Ouagadougou, palazzo-icona di Gheddafi
Cinque anni fa era stato impressionante visitare gli stanzoni vuoti, gli spessi muri di cemento armato, la gigantesca libreria, sugli scaffali ancora migliaia di copie del «libro verde» di Muhammar Gheddafi tradotto in decine di lingue. La maggioranza erano dialetti africani. Ciò per il fatto che il raìs della Libia aveva voluto situare proprio nella sua roccaforte più importante il grande centro congressi di Ouagadougou che voleva essere appunto il luogo-ponte tra la sua Jamahiriya e l’Africa. Ouagadougou come la capitale del Burkina Faso, dove Gheddafi investì parecchio.
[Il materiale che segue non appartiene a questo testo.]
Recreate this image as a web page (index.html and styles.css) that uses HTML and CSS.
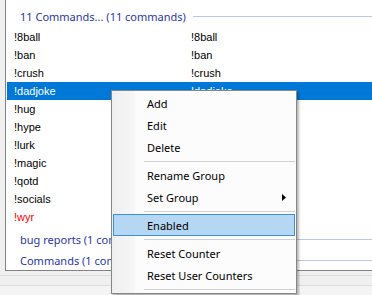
FILE: index.html
```html
<!DOCTYPE html>
<html>
<head>
<meta charset="utf-8">
<link rel="stylesheet" href="styles.css">
</head>
<body>
<div class="window">
  <div class="list">
    <div class="group first"><span class="gtitle">11 Commands... (11 commands)</span><span class="rule"></span></div>
    <div class="rows">
      <div class="row"><span class="cell">!8ball</span><span class="cell">!8ball</span></div>
      <div class="row"><span class="cell">!ban</span><span class="cell">!ban</span></div>
      <div class="row"><span class="cell">!crush</span><span class="cell">!crush</span></div>
      <div class="row selected"><span class="cell">!dadjoke</span><span class="cell">!dadjoke</span></div>
      <div class="row"><span class="cell">!hug</span><span class="cell">!hug</span></div>
      <div class="row"><span class="cell">!hype</span><span class="cell">!hype</span></div>
      <div class="row"><span class="cell">!lurk</span><span class="cell">!lurk</span></div>
      <div class="row"><span class="cell">!magic</span><span class="cell">!magic</span></div>
      <div class="row"><span class="cell">!qotd</span><span class="cell">!qotd</span></div>
      <div class="row"><span class="cell">!socials</span><span class="cell">!socials</span></div>
      <div class="row disabled"><span class="cell">!wyr</span><span class="cell">!wyr</span></div>
    </div>
    <div class="group second"><span class="gtitle">bug reports (1 commands)</span><span class="rule"></span></div>
    <div class="group"><span class="gtitle">Commands (1 commands)</span><span class="rule"></span></div>
  </div>
  <div class="statusarea">
    <div class="strip"></div>
    <div class="strip"></div>
  </div>

  <div class="menu">
    <div class="item">Add</div>
    <div class="item">Edit</div>
    <div class="item">Delete</div>
    <div class="sep"></div>
    <div class="item">Rename Group</div>
    <div class="item sub">Set Group<svg class="arrow" width="4" height="7" viewBox="0 0 4 7"><polygon points="0,0 4,3.5 0,7" fill="#000"/></svg></div>
    <div class="sep"></div>
    <div class="item hot">Enabled</div>
    <div class="sep"></div>
    <div class="item">Reset Counter</div>
    <div class="item">Reset User Counters</div>
    <div class="sep"></div>
  </div>
</div>
</body>
</html>
```

FILE: styles.css
```css
* { box-sizing: border-box; }
html, body {
  margin: 0;
  padding: 0;
  background: #ffffff;
  overflow: hidden;
}
.window {
  position: relative;
  width: 372px;
  height: 295px;
  overflow: hidden;
  background: #f0f0f0;
}
.list {
  margin-left: 5px;
  width: 400px;
  height: 271px;
  background: #ffffff;
  border-left: 1px solid #828282;
  border-bottom: 1px solid #828282;
  padding: 6px 0 0 1px;
  overflow: hidden;
}
.group {
  height: 21px;
  display: flex;
  align-items: center;
  padding-left: 13px;
  font-family: "Segoe UI", "Noto Sans", sans-serif;
  font-size: 11px;
  color: #2a36a8;
}
.group.first { height: 20px; margin-bottom: 2px; }
.group.second { margin-top: 3px; }
.gtitle { white-space: nowrap; }
.rule {
  flex: 1;
  height: 1px;
  margin-left: 7px;
  background: #bcc8e3;
}
.rows {
  display: flex;
  flex-direction: column;
}
.row {
  height: 18px;
  display: grid;
  grid-template-columns: 177px 1fr;
  align-items: center;
  font-family: "Liberation Sans", Arial, sans-serif;
  font-size: 11px;
  color: #000;
}
.cell { padding-left: 7px; white-space: nowrap; }
.row.selected { background: #0078d7; color: #fff; }
.row.disabled { color: #ff0000; }

.statusarea {
  height: 24px;
  padding-top: 4px;
}
.strip {
  height: 10px;
  border-top: 1px solid #dcdcdc;
  background: #f0f0f0;
}
.strip + .strip { background: #f4f4f4; }

.menu {
  position: absolute;
  left: 111px;
  top: 90px;
  width: 186px;
  border: 1px solid #868686;
  padding: 1px 0;
  background: linear-gradient(90deg, #efefef 0, #f6f6f6 22px, #fcfcfc 24px, #fcfcfc 100%);
  box-shadow: 2px 2px 2px rgba(0,0,0,0.28);
  font-family: "Segoe UI", "Noto Sans", sans-serif;
  font-size: 11px;
  color: #000;
}
.item {
  height: 22px;
  margin: 0 1px;
  border: 1px solid transparent;
  padding-left: 33px;
  display: flex;
  align-items: center;
  white-space: nowrap;
  position: relative;
}
.item.hot {
  background: #b6d7f3;
  border-color: #3a90dd;
}
.arrow {
  position: absolute;
  right: 8px;
  top: 7px;
}
.sep {
  height: 6px;
  padding-top: 3px;
  margin: 0 1px 0 32px;
}
.sep::after {
  content: "";
  display: block;
  height: 1px;
  background: #d0d0d0;
}
```
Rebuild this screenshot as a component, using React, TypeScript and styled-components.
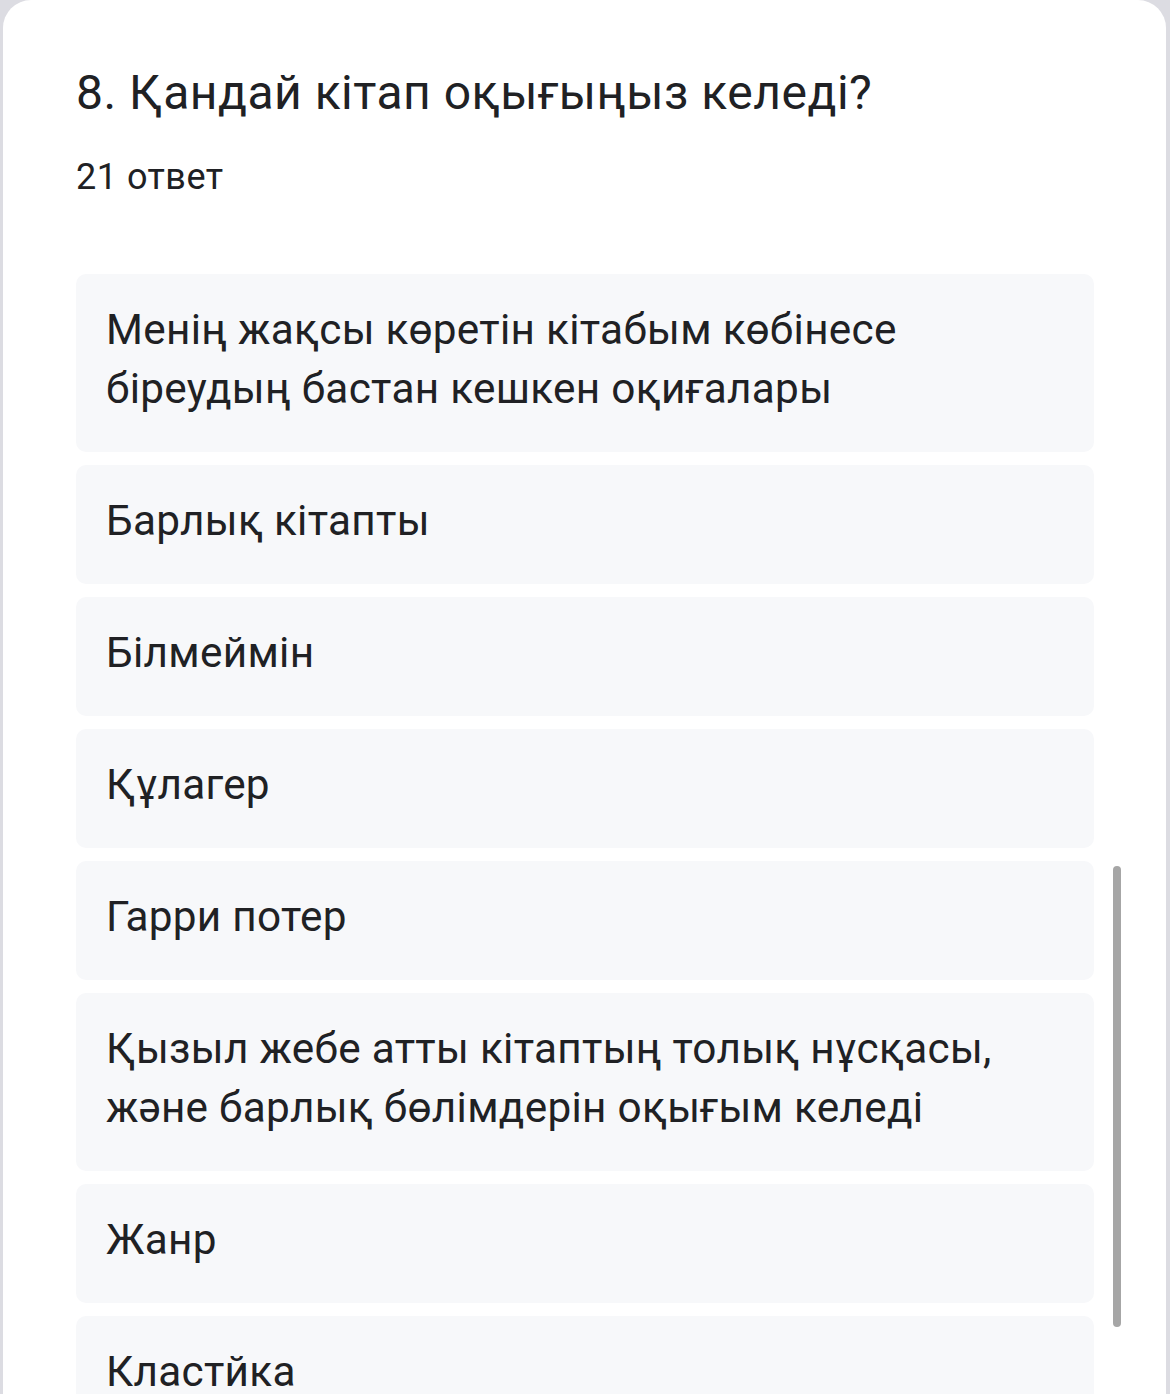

A Tripoli gli edifici erano stati costruiti dall’italiana Impregilo dal 1992 al 1996. E nell’ottobre 2011 è stato tra i luoghi dei combattimenti più aspri tra le milizie della rivoluzione e le truppe ancora fedeli a
Gheddafi, prima che questi venisse linciato a un pugno di chilometri di distanza. Diversi palazzi erano stati incendiati, ma sono tutti ancora in piedi. Non a caso Isis un anno e mezzo fa lo ha trasformato nel suo centro amministrativo ribattezzandolo «Falluja», la città sunnita in Iraq. Nei suoi sotterranei si troverebbero i depositi di munizioni e cibo. I giardini sono ora infidi campi minati. I cecchini stanno sui tetti, dietro le colonne, nascosti nelle cantine. Ma per gli americani è stato facile bombardarlo. Attorno non vi sono civili, ma campi aperti.
Quello che prima era un punto di vantaggio per i cecchini di Isis, si è trasformato in un fattore di debolezza sotto i droni e le bombe intelligenti «made in Usa».